Mrs. Clinton’s running mate, Senator Tim Kaine of Virginia, spent much of the day campaigning in North Carolina, which Mr. Obama carried in 2008 but lost four years later to Mitt Romney.
“It’s great to see a finish line, isn’t it?” Mr. Kaine said at an outdoor rally in Charlotte.
He expressed confidence in the ticket’s chances on Tuesday, but warned supporters against complacency and implored voters to embrace the chance to elect the nation’s first female president.
“Every election is important, but not every election will change history,” he said. “If we do what we know how to do, this election will change history.”
Mr. Trump’s running mate, Gov. Mike Pence of Indiana, started the day with a brisk jog across a windswept tarmac in an unlikely spot for a Republican: Duluth, Minn.

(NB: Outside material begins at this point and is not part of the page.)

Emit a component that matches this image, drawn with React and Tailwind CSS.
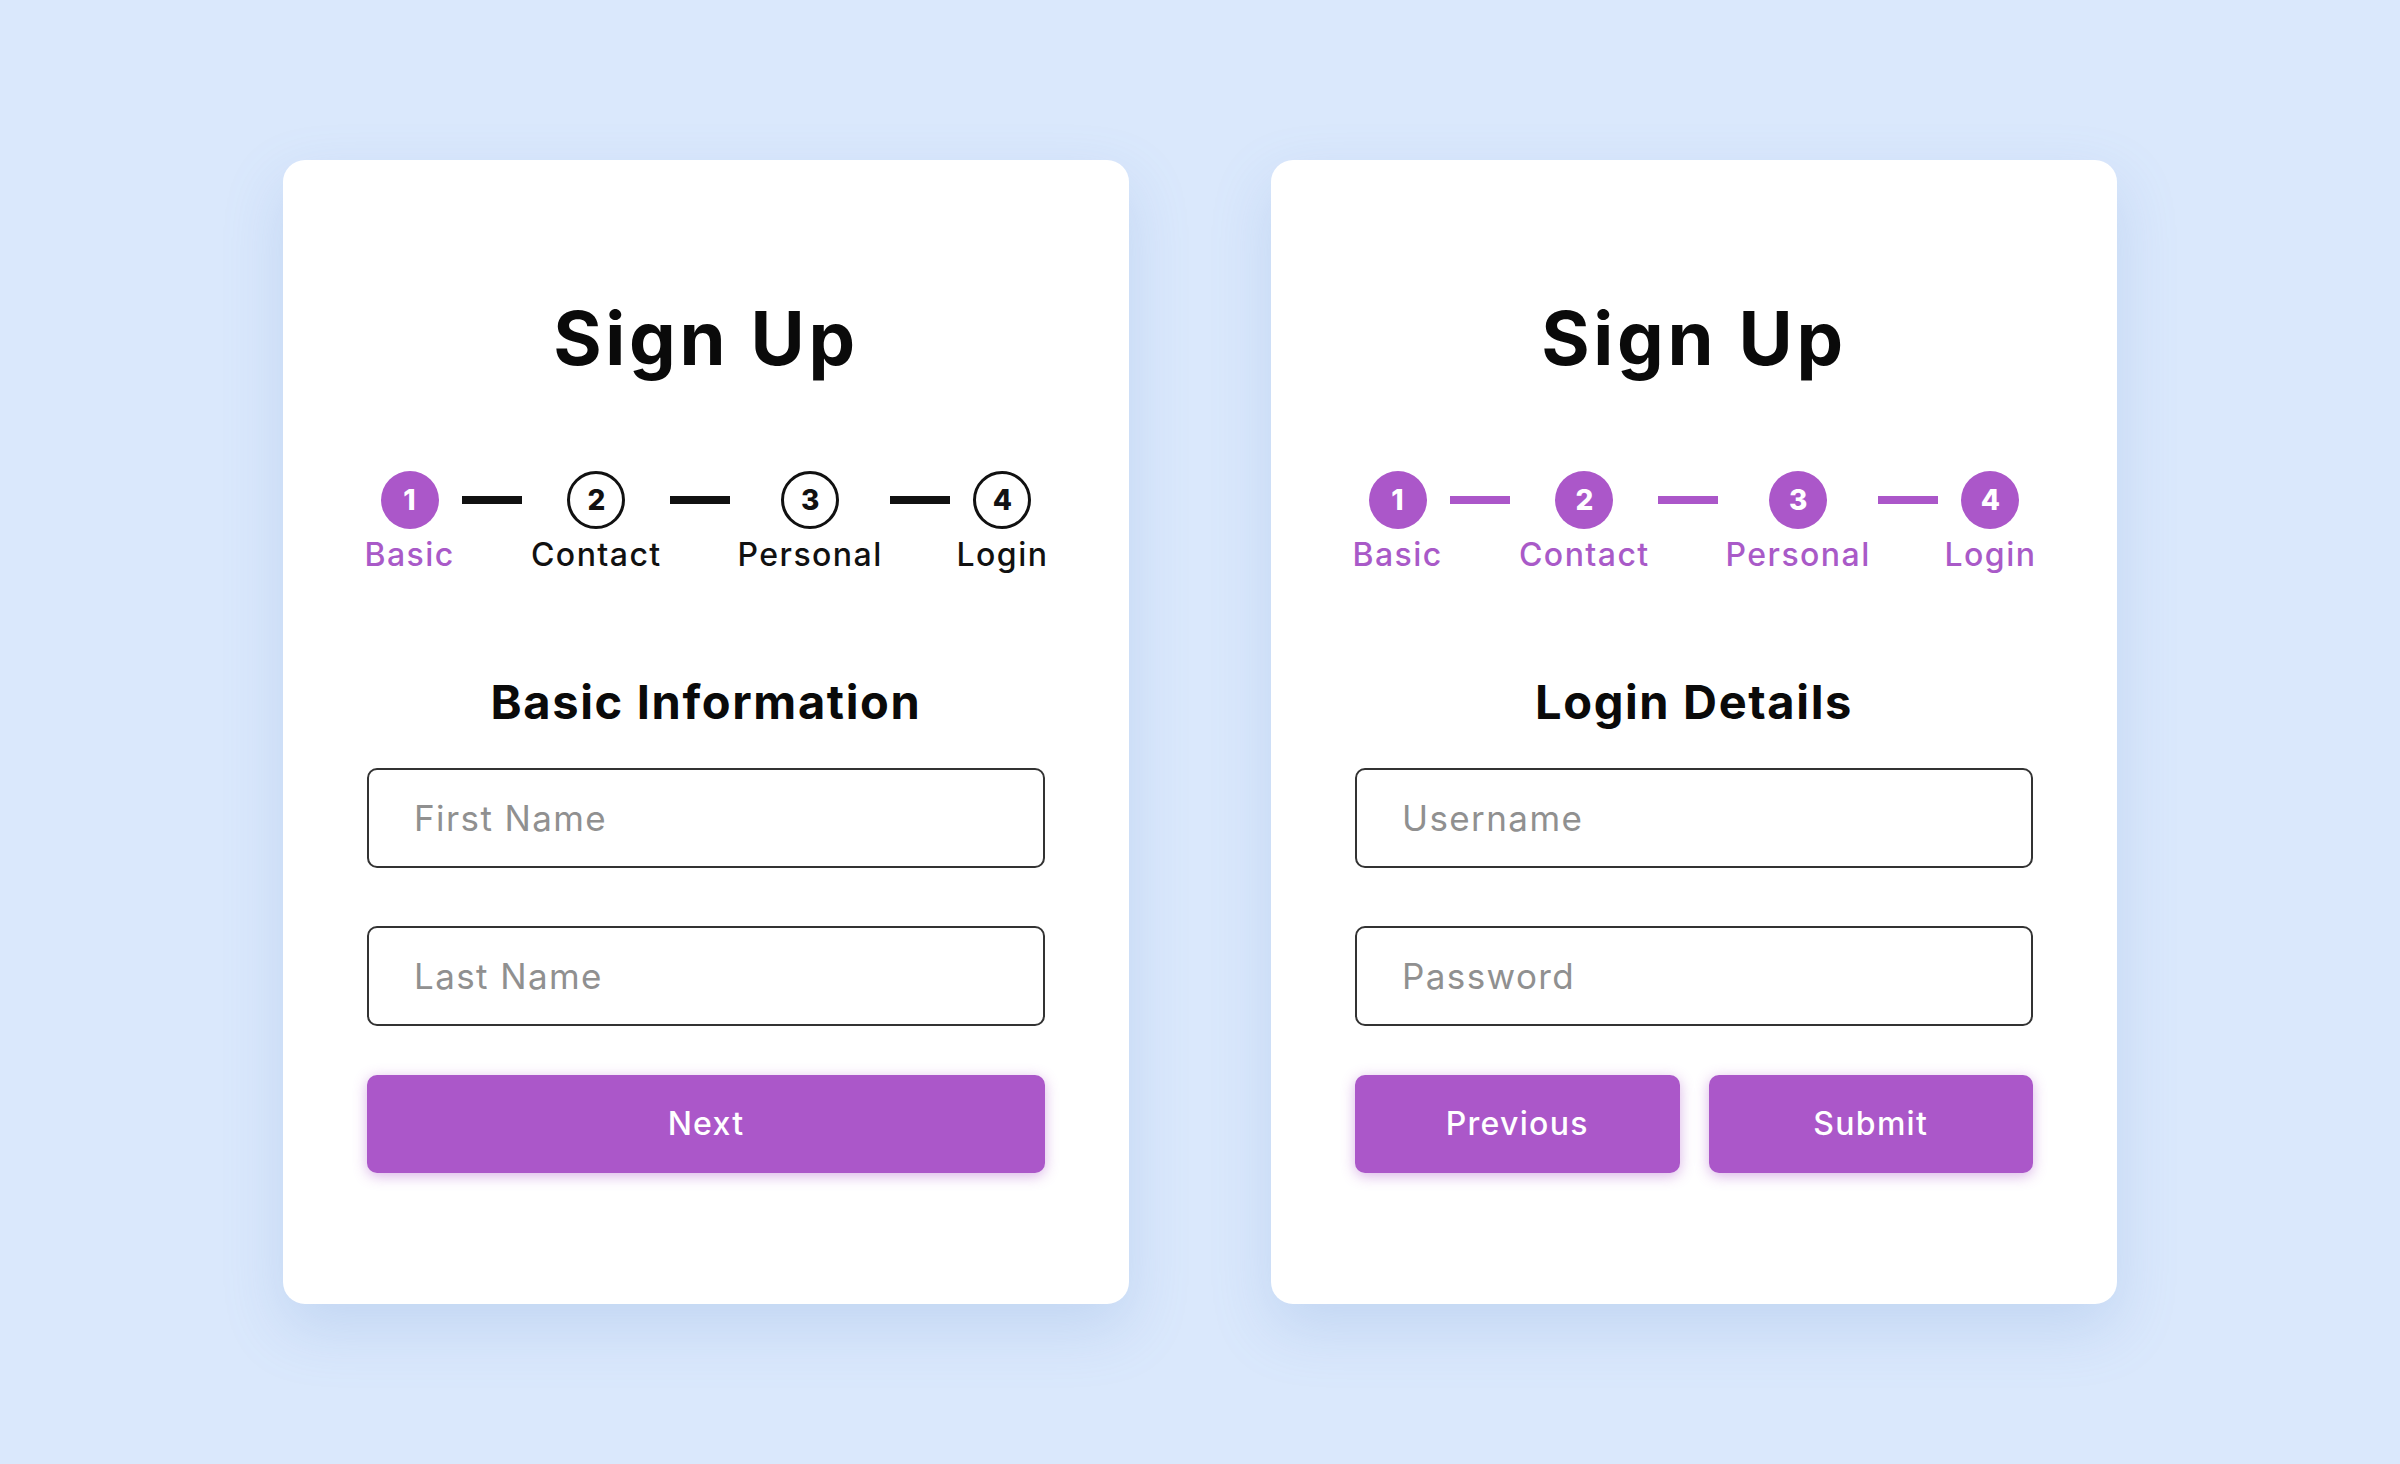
import React from "react";

const purple = "bg-[#ab57c9]";

const steps = [
  { num: 1, label: "Basic", w: "w-[85px]" },
  { num: 2, label: "Contact", w: "w-[128px]" },
  { num: 3, label: "Personal", w: "w-[139px]" },
  { num: 4, label: "Login", w: "w-[85px]" },
];

function Stepper({ current }) {
  const items = [];
  steps.forEach((step, i) => {
    const done = step.num <= current;
    if (i > 0) {
      items.push(
        <div
          key={"line" + i}
          className={
            "mt-[25px] h-[8px] w-[60px] shrink-0 " +
            (step.num <= current ? purple : "bg-[#111111]")
          }
        />
      );
    }
    items.push(
      <div
        key={step.num}
        className={"flex shrink-0 flex-col items-center " + step.w}
      >
        {done ? (
          <div className="flex h-[58px] w-[58px] items-center justify-center rounded-full bg-[#ab57c9] text-[28px] font-extrabold leading-none text-white">
            {step.num}
          </div>
        ) : (
          <div className="flex h-[58px] w-[58px] items-center justify-center rounded-full border-[3px] border-[#111111] bg-white text-[28px] font-extrabold leading-none text-[#111111]">
            {step.num}
          </div>
        )}
        <span
          className={
            "mt-[10px] whitespace-nowrap text-[32px] font-medium leading-none tracking-[0.045em] " +
            (done ? "text-[#a95ac8]" : "text-[#111111]")
          }
        >
          {step.label}
        </span>
      </div>
    );
  });
  return <div className="mt-[96px] flex items-start justify-between">{items}</div>;
}

function Field({ placeholder, type = "text", className = "" }) {
  return (
    <input
      type={type}
      placeholder={placeholder}
      className={
        "block h-[100px] w-full rounded-[10px] border-2 border-[#333333] bg-white pl-[45px] text-[35px] tracking-[0.04em] text-[#111] outline-none placeholder:text-[#909090] " +
        className
      }
    />
  );
}

function PurpleButton({ children }) {
  return (
    <button className="flex h-[98px] w-full items-center justify-center rounded-[10px] bg-[#ab57c9] text-[32px] font-medium tracking-[0.04em] text-white shadow-[0_3px_14px_rgba(171,87,201,0.45)]">
      {children}
    </button>
  );
}

function Card({ current, heading, fields, buttons }) {
  return (
    <div className="w-[846px] shrink-0 rounded-[22px] bg-white px-[84px] pb-[131px] pt-[141px] shadow-[0_24px_60px_rgba(110,150,210,0.22)]">
      <h1 className="text-center text-[74px] font-bold leading-none tracking-[0.05em] text-[#0a0a0a]">
        Sign Up
      </h1>
      <Stepper current={current} />
      <h2 className="mt-[107px] text-center text-[47px] font-bold leading-none tracking-[0.035em] text-[#0a0a0a]">
        {heading}
      </h2>
      <Field placeholder={fields[0]} className="mt-[43px]" />
      <Field
        placeholder={fields[1]}
        type={fields[1] === "Password" ? "password" : "text"}
        className="mt-[58px]"
      />
      <div className="mt-[49px]">{buttons}</div>
    </div>
  );
}

export default function App() {
  return (
    <div
      className="flex h-[1464px] w-full items-center justify-center gap-[142px] bg-[#dae8fc]"
      style={{ fontFamily: "Inter, 'Noto Sans', sans-serif" }}
    >
      <Card
        current={1}
        heading="Basic Information"
        fields={["First Name", "Last Name"]}
        buttons={<PurpleButton>Next</PurpleButton>}
      />
      <Card
        current={4}
        heading="Login Details"
        fields={["Username", "Password"]}
        buttons={
          <div className="grid grid-cols-2 gap-[29px]">
            <PurpleButton>Previous</PurpleButton>
            <PurpleButton>Submit</PurpleButton>
          </div>
        }
      />
    </div>
  );
}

It was the Republican ticket’s second stop in deep-blue Minnesota in two days, and although few signs point to a Republican upset there, a modest crowd near Mr. Pence’s plane lapped up his attacks on Mrs. Clinton.
“It’s almost hard to keep up, all the headlines, all the scandals flowing out of just her years as secretary of state,” Mr. Pence said.
Both campaigns conspicuously reached across party lines in their final pitches. In Scranton, Pa., Mr. Trump spoke to what he said were “Democratic voters in this country who are thirsting for change.” In Ann Arbor, Mich., Mrs. Clinton reminded an audience of her days as an intern for President Gerald R. Ford, a Republican from Michigan, and of all the Republican leaders who have endorsed her this year.
“We must put country ahead of party when it comes to this election,” she said.
Mr. Trump seemed sensitive to the fact that his final 48 hours on the campaign trail lacked the star power drawn to Mrs. Clinton, who was accompanied by musicians like Jay Z, Beyoncé, Lady Gaga and Mr. Springsteen. (Collectively, her surrogates have more than 80 Grammy Awards.)
“Beyoncé and Jay Z,” Mr. Trump said dismissively. “I like them.” But, he added mischievously, “I get bigger crowds than they do.”
He was not finished.
“Is there any place better to be than a Trump rally?” he asked his midafternoon audience in North Carolina. “We’re having fun. And I don’t have a guitar, and I don’t have a piano.”